On Friday, the Senate Judiciary Committee voted to refer Judge Brett Kavanaugh’s nomination to the U.S. Supreme Court to the full Senate along party lines, after Senate Republicans agreed to a one-week postponement of the Senate vote on the nomination to allow the FBI to conduct an investigation into the allegations against Judge Kavanaugh by Dr. Christine Blasey Ford and potentially others. Senate Majority Leader Mitch McConnell now insists that the full Senate will vote on Kavanaugh’s nomination this Friday, October 5th.

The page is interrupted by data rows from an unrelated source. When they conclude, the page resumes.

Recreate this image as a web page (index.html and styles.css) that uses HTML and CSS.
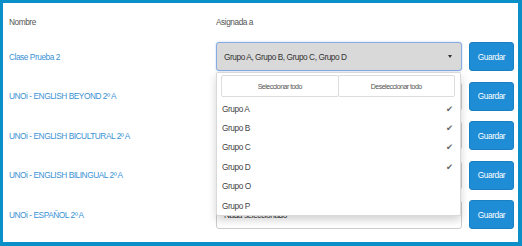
FILE: index.html
```html
<!DOCTYPE html>
<html lang="es">
<head>
  <meta charset="UTF-8" />
  <meta name="viewport" content="width=device-width, initial-scale=1.0" />
  <title>Asignar clases</title>
  <link rel="stylesheet" href="styles.css">
</head>
<body>

  <div class="panel">
    <div class="row head">
      <div class="name">Nombre</div>
      <div class="groups">Asignada a</div>
    </div>

    <div class="rows">
      <div class="row">
        <a class="name" href="#">Clase Prueba 2</a>
        <div class="picker">
          <div class="select open">
            <span class="value">Grupo A, Grupo B, Grupo C, Grupo D</span>
            <span class="caret"></span>
          </div>
          <div class="menu">
            <div class="actions">
              <button>Seleccionar todo</button>
              <button>Deseleccionar todo</button>
            </div>
            <ul class="options">
              <li>Grupo A <span class="check">&#10004;</span></li>
              <li>Grupo B <span class="check">&#10004;</span></li>
              <li>Grupo C <span class="check">&#10004;</span></li>
              <li>Grupo D <span class="check">&#10004;</span></li>
              <li>Grupo O</li>
              <li>Grupo P</li>
            </ul>
          </div>
        </div>
        <button class="save">Guardar</button>
      </div>

      <!-- these three selects sit under the open menu -->
      <div class="row">
        <a class="name" href="#">UNOi - ENGLISH BEYOND 2º A</a>
        <div class="picker">
          <div class="select"><span class="caret"></span></div>
        </div>
        <button class="save">Guardar</button>
      </div>

      <div class="row">
        <a class="name" href="#">UNOi - ENGLISH BICULTURAL 2º A</a>
        <div class="picker">
          <div class="select"><span class="caret"></span></div>
        </div>
        <button class="save">Guardar</button>
      </div>

      <div class="row">
        <a class="name" href="#">UNOi - ENGLISH BILINGUAL 2º A</a>
        <div class="picker">
          <div class="select"><span class="caret"></span></div>
        </div>
        <button class="save">Guardar</button>
      </div>

      <div class="row">
        <a class="name" href="#">UNOi - ESPAÑOL 2º A</a>
        <div class="picker">
          <div class="select"><span class="value">Nada seleccionado</span><span class="caret"></span></div>
        </div>
        <button class="save">Guardar</button>
      </div>
    </div>
  </div>

</body>
</html>
```

FILE: styles.css
```css
* {
  box-sizing: border-box;
  margin: 0;
  padding: 0;
}
body {
  font-family: "Liberation Sans", Arial, sans-serif;
  font-size: 8.3px;
  letter-spacing: -0.45px;
  color: #333;
  background: #fff;
}
.panel {
  height: 246px;
  border-style: solid;
  border-color: #0b8fc9;
  border-width: 3px 4px 4px 3px;
  padding: 9px 0 0 6px;
  overflow: hidden;
}
.row {
  display: flex;
  align-items: center;
  height: 29px;
}
.row.head {
  height: 20px;
  margin-bottom: 10px;
  color: #555;
}
.rows {
  display: flex;
  flex-direction: column;
  gap: 10.5px;
}
.name {
  width: 207px;
  flex: none;
}
a.name {
  color: #3a92d4;
  text-decoration: none;
}
.picker {
  position: relative;
  width: 246px;
  flex: none;
}
.select {
  height: 29px;
  display: flex;
  align-items: center;
  justify-content: space-between;
  padding: 0 7px;
  border: 1px solid #ccc;
  border-radius: 3px;
  background: #fff;
  color: #333;
}
.select.open {
  background: #d9d9d9;
  border-color: #86ace2;
  box-shadow: 0 0 2px rgba(102, 150, 233, 0.5);
}
.caret {
  width: 0;
  height: 0;
  margin-left: auto;
  margin-right: 2px;
  border-left: 2.5px solid transparent;
  border-right: 2.5px solid transparent;
  border-top: 3px solid #333;
}
.menu {
  position: absolute;
  top: 30px;
  left: 0;
  width: 245px;
  z-index: 10;
  background: #fff;
  border: 1px solid rgba(0, 0, 0, 0.15);
  border-radius: 2px;
  box-shadow: 0 4px 8px rgba(0, 0, 0, 0.18);
}
.actions {
  display: flex;
  margin: 2px 5px 0 4px;
}
.actions button {
  flex: 1;
  height: 22px;
  background: #fff;
  border: 1px solid #ddd;
  border-radius: 2px;
  font-family: inherit;
  font-size: 7px;
  letter-spacing: -0.5px;
  color: #555;
}
.actions button + button {
  margin-left: -1px;
}
.options {
  list-style: none;
  margin-top: 2px;
}
.options li {
  height: 19.4px;
  display: flex;
  align-items: center;
  justify-content: space-between;
  padding: 0 7px 0 5px;
  color: #444;
}
.check {
  font-family: "DejaVu Sans", sans-serif;
  font-size: 8.5px;
  letter-spacing: 0;
  color: #666;
}
.save {
  width: 45px;
  height: 29px;
  margin-left: 7px;
  flex: none;
  background: #1e8dd6;
  border: 1px solid #1a80c4;
  border-radius: 3px;
  color: #fff;
  font-family: inherit;
  font-size: 8.3px;
  letter-spacing: -0.45px;
}
```
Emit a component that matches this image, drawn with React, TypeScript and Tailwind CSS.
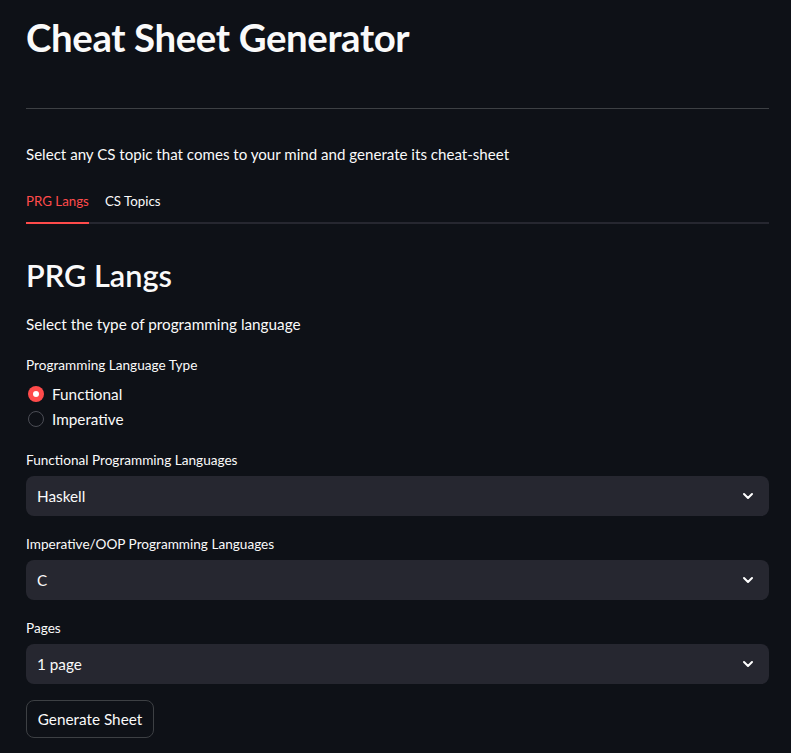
import { ChevronDown } from 'lucide-react'

const font = { fontFamily: 'Lato, "Noto Sans", sans-serif' }

function Radio({ label, checked }: { label: string; checked?: boolean }) {
  return (
    <div className="flex h-[24px] items-center gap-[8px] pl-[2px]">
      {checked ? (
        <span className="flex h-[16px] w-[16px] items-center justify-center rounded-full bg-[#ff4b4b]">
          <span className="h-[6px] w-[6px] rounded-full bg-white" />
        </span>
      ) : (
        <span className="h-[16px] w-[16px] rounded-full border border-[#4b4d55] bg-[#0e1117]" />
      )}
      <span className="text-[15.3px]">{label}</span>
    </div>
  )
}

function Select({ label, value, top }: { label: string; value: string; top: string }) {
  return (
    <>
      <div className={`flex h-[20px] items-center text-[13.6px] ${top}`}>{label}</div>
      <div className="mt-[6px] flex h-[40px] items-center justify-between rounded-[8px] bg-[#262730] pl-[11px] pr-[13px]">
        <span className="text-[15.3px]">{value}</span>
        <ChevronDown size={16} strokeWidth={3} className="text-white" />
      </div>
    </>
  )
}

export default function App() {
  return (
    <div className="h-screen overflow-hidden bg-[#0e1117] pl-[26px] pr-[22px] text-[#fafafa]" style={font}>
      {/* Title */}
      <div className="flex h-[74px] items-center">
        <h1 className="text-[38.4px] font-bold leading-none tracking-[-0.01em]">Cheat Sheet Generator</h1>
      </div>
      <div className="mt-[34px] h-px bg-[#3d4044]" />

      <div className="mt-[25px] flex h-[40px] items-center text-[15.1px]">
        Select any CS topic that comes to your mind and generate its cheat-sheet
      </div>

      {/* Tabs */}
      <div className="mt-[8px] flex gap-[16px] border-b-2 border-[#262730]">
        <div className="-mb-[2px] flex h-[42px] items-center border-b-2 border-[#ff4b4b] text-[13.3px] text-[#ff4b4b]">
          PRG Langs
        </div>
        <div className="flex h-[40px] items-center text-[13.3px]">CS Topics</div>
      </div>

      <div className="mt-[32px] flex h-[40px] items-center">
        <h2 className="text-[30.7px] font-semibold leading-none">PRG Langs</h2>
      </div>
      <div className="mt-[8px] flex h-[40px] items-center text-[15.3px]">Select the type of programming language</div>

      <div className="mt-[11px] flex h-[20px] items-center text-[13.6px]">Programming Language Type</div>
      <div className="mt-[7px]">
        <Radio label="Functional" checked />
      </div>
      <div className="mt-[1px]">
        <Radio label="Imperative" />
      </div>

      <Select label="Functional Programming Languages" value="Haskell" top="mt-[19px]" />
      <Select label="Imperative/OOP Programming Languages" value="C" top="mt-[18px]" />
      <Select label="Pages" value="1 page" top="mt-[18px]" />

      <button className="mt-[16px] flex h-[38px] w-[128px] items-center justify-center rounded-[8px] border border-[#3d4044] bg-[#0e1117] text-[15.3px]">
        Generate Sheet
      </button>
    </div>
  )
}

The release over the weekend of Judiciary Committee “prosecutor” Rachel Mitchell’s five-page memo to Judiciary Committee Republicans outlining the reasons she finds Dr. Ford’s testimony dubious has stoked these two tribe’s bonfires and amplified their war cries. Mitchell noted that the case is not a prosecution per se, but rejected the idea that Kavanaugh could be either criminally prosecuted or found civilly liable based on Ford’s statement:
In the legal context, here is my bottom line: A “he said, she said” case is incredibly difficult to prove. But this case is even weaker than that. Dr. Ford identified other witnesses to the event, and those witnesses either refuted her allegations or failed to corroborate them. For the reasons discussed below, I do not think that a reasonable prosecutor would bring this case based on the evidence before the Committee. Nor do I believe that this evidence is sufficient to satisfy the preponderance-of-the-evidence standard.
And Mitchell said a mouthful when she added in the memo, “There is no clear standard of proof for allegations made during the Senate’s confirmation process.” The truth is since the Constitution does not specify a standard (only providing that the Senate shall give “advice and consent” to nominations), the standard is whatever any individual senator believes it to be. If a senator insists that a nominee only lacks a criminal record, that is his or her prerogative. On the other hand, a senator may also insist that a nominee not have a whiff of scandal about him or her. Obviously, no one is insisting that Brett Kavanaugh present a lifetime of unadulterated moral rectitude worthy of a Vienna choirboy since no one could pass that test. On the other hand, if Kavanaugh, in fact, mauled a girl in high school and is lying about it today, it seems self-evident that he is not qualified for the Supreme Court. At the end of the day, then, it comes down to whom you believe, Kavanaugh or Ford. Call it the Framers’ wisdom, or a colossal blunder on their part, but the ultimate political question – how the Senate should exerciseits constitutional role of “advice and consent” – comes down to one’s own subjective judgment on the cultural question of this #metoo moment: “Do you believe the woman or not?”
While the FBI is toiling away on its renewed background investigation into the life and times of Judge Kavanaugh, the opposing political factions seem determined to square off over this question in a death match of “chicken” worthy of a James Dean flick. Senator Lindsey Graham (R-SC), ordinarily the Casper Milquetoast of judicial nominations who votes routinely for appointments on both sides of the political aisle, has become the roaring lion of the Kavanaugh nomination. Following up on his unforgettable jeremiad against Senate Democrats last week, Graham now urges President Trump to double down on Kavanaugh by re-nominating him if he loses the vote, in the expectation that his treatment will spark voters in battleground states to provide Republicans an even wider margin of Senate control for the next two years. It would be a risky gambit, but if the President believes it could pay dividends at the ballot box, he could be inclined to do it. If so, the combatants in this historic game of “chicken” will swing their hot rods back around and come at each other again. Whether Kavanaugh ultimately wins or loses his seat on the Supreme Court, one wonders how much damage the Senate’s credibility, or the Supreme Court’s, can sustain without crippling the rule of law on which both institutions depend.